The straight green line shows that Stone 56 was felled after 1480, and the curved red line after 1570. But without an increase in the slope of the red line at this point, it must have been felled even later than this. The graph shows us that it most likely fell around 1620, exactly when John Aubrey said it did.
I hope that you are happy now, John.
I don’t think that Col Gowland was too interested to discover the date at which the great trilithon fell because he was too busy dealing with the problem of raising Stone 56 back to the vertical, and in this, he was clearly a very proud man. But he did consider the issue. Apart from noticing that the most damaging effects of the duke's digging had been conducted beneath its partner, his only opinion was that he found nothing to doubt Aubrey’s word. The Col was more interested in trying to prove that the stones of Stonehenge were erected in the Bronze Age and was successful in his quest when discovering the green stain of corroded copper at the base of one of the stones.

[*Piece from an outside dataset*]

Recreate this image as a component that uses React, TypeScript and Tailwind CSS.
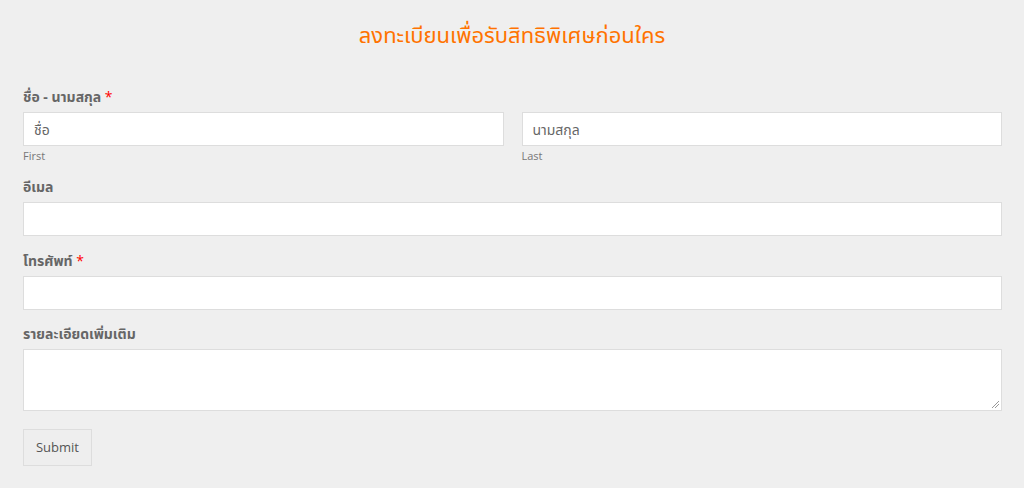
import React from "react";

const font = { fontFamily: '"Open Sans", "Noto Sans", "Noto Sans Thai", sans-serif' };

function Label({ text, required }: { text: string; required?: boolean }) {
  return (
    <div className="text-[14px] font-bold text-[#666] leading-[18px] h-[18px] mb-[6px]">
      {text}
      {required && <span className="text-[#f00] font-normal"> *</span>}
    </div>
  );
}

export default function App() {
  return (
    <div className="w-[1024px] h-[488px] bg-[#efefef] overflow-hidden" style={font}>
      <div className="pt-[20px] text-center text-[22px] leading-[28px] text-[#ff7300]">
        ลงทะเบียนเพื่อรับสิทธิพิเศษก่อนใคร
      </div>
      <div className="pl-[23px] pr-[22px] pt-[40px] flex flex-col">
        <Label text="ชื่อ - นามสกุล" required />
        <div className="flex gap-[18px]">
          <div className="flex-1 flex flex-col">
            <div className="h-[34px] bg-white border border-[#ddd] px-[10px] flex items-center text-[14px] text-[#666]">ชื่อ</div>
            <div className="text-[11px] text-[#777] mt-[2px] leading-[15px]">First</div>
          </div>
          <div className="flex-1 flex flex-col">
            <div className="h-[34px] bg-white border border-[#ddd] px-[10px] flex items-center text-[14px] text-[#666]">นามสกุล</div>
            <div className="text-[11px] text-[#777] mt-[2px] leading-[15px]">Last</div>
          </div>
        </div>
        <div className="mt-[15px]">
          <Label text="อีเมล" />
          <div className="h-[34px] bg-white border border-[#ddd]" />
        </div>
        <div className="mt-[16px]">
          <Label text="โทรศัพท์" required />
          <div className="h-[34px] bg-white border border-[#ddd]" />
        </div>
        <div className="mt-[15px]">
          <Label text="รายละเอียดเพิ่มเติม" />
          <div className="relative h-[62px] bg-white border border-[#ddd]">
            <svg className="absolute right-[2px] bottom-[2px]" width="8" height="8" viewBox="0 0 8 8">
              <line x1="1" y1="8" x2="8" y2="1" stroke="#999" strokeWidth="1" />
              <line x1="4" y1="8" x2="8" y2="4" stroke="#999" strokeWidth="1" />
            </svg>
          </div>
        </div>
        <div className="mt-[18px]">
          <div className="inline-flex items-center justify-center w-[69px] h-[37px] border border-[#ddd] bg-[#eee] text-[13px] text-[#555]">
            Submit
          </div>
        </div>
      </div>
    </div>
  );
}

But now that we know that John Aubrey was telling the truth, we can begin to believe in the Lucas de Heere painting again. The fall date of the fifth trilithon is unknown, but it was down when Aubrey visited in 1660. This trilithon fell before records began and was down when De Heere visited to paint Stonehenge in 1568. How else would he have known that trilithon uprights have only one tenon if their lintels were all in place?
When Trilithon Five collapsed, its component Stone 60 was left standing even today, its lintel wholly exposed. Its companion, Stone 59, lies completely prone and flat on the ground, the lintel which once crowned the top of Trilithon 5 lies smashed into two or three separate pieces that John called “frustrums.”
We have learned from the fall of the Great Trilithon that deeply embedded stones don’t always fall at once, so perhaps it was Trilithon Stone 59 that was leaning when Lucas de Heere arrived at Stonehenge to paint it.